FETS Benchmark: Foundation Models Outperform Dataset-specific Machine Learning in Energy Time Series Forecasting

arXiv cs.AI / 4/27/2026

💬 OpinionIdeas & Deep AnalysisModels & Research

Key Points

  • The FETS benchmark paper argues that energy time-series forecasting has traditionally been dataset-specific and costly, but foundation models can generalize better via large-scale pretraining.
  • It introduces the Foundation Models in Energy Time Series Forecasting (FETS) benchmark, including a structured taxonomy of use cases and 54 datasets across nine data categories.
  • Across all evaluated settings and data categories, foundation models outperform classical dataset-optimized machine learning approaches, even when those models have access to the full historical target data during training.
  • The study finds that covariate-informed foundation models perform best, with predictive accuracy correlated to spectral entropy and saturating beyond a certain context length, and improving with higher aggregation levels.
  • The authors conclude that foundation models offer scalable, generalizable forecasting for the energy sector, especially in data-constrained and privacy-sensitive environments.

Abstract

Driven by the transition towards a climate-neutral energy system, accurate energy time series forecasting is critical for planning and operation.

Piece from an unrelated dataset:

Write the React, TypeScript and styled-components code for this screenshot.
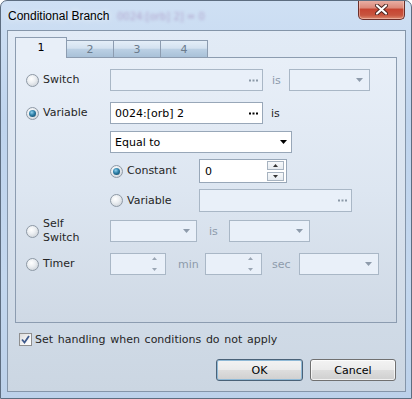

Yet, it remains largely a dataset-specific task, requiring comprehensive training data, limiting scalability, and resulting in high model development and maintenance effort. Recently, foundation models that aim to learn generalizable patterns via extensive pretraining have shown superior performance in multiple prediction tasks. Despite their success and strong potential to address challenges in energy forecasting, their application in this domain remains largely unexplored. We address this gap by presenting the Foundation Models in Energy Time Series Forecasting (FETS) benchmark. We (1) provide a structured overview of energy forecasting use cases along three main dimensions: stakeholders, attributes, and data categories; (2) collect and analyze 54 datasets across 9 data categories, guided by typical stakeholder interests; (3) benchmark foundation models against classical machine learning approaches across different forecasting settings. Foundation models consistently outperform dataset-specific optimized machine learning approaches across all settings and data categories, despite the latter having seen the full historic target data during training. In particular, covariate-informed foundation models achieve the strongest performance. Further analysis reveals a strong correlation between predictive performance and spectral entropy, performance saturation beyond a certain context length, and improved performance at higher aggregation levels such as national load, district heating, and power grid data. Overall, our findings highlight the strong potential of foundation models as scalable and generalizable forecasting solutions for the energy domain, particularly in data-constrained and privacy-sensitive settings.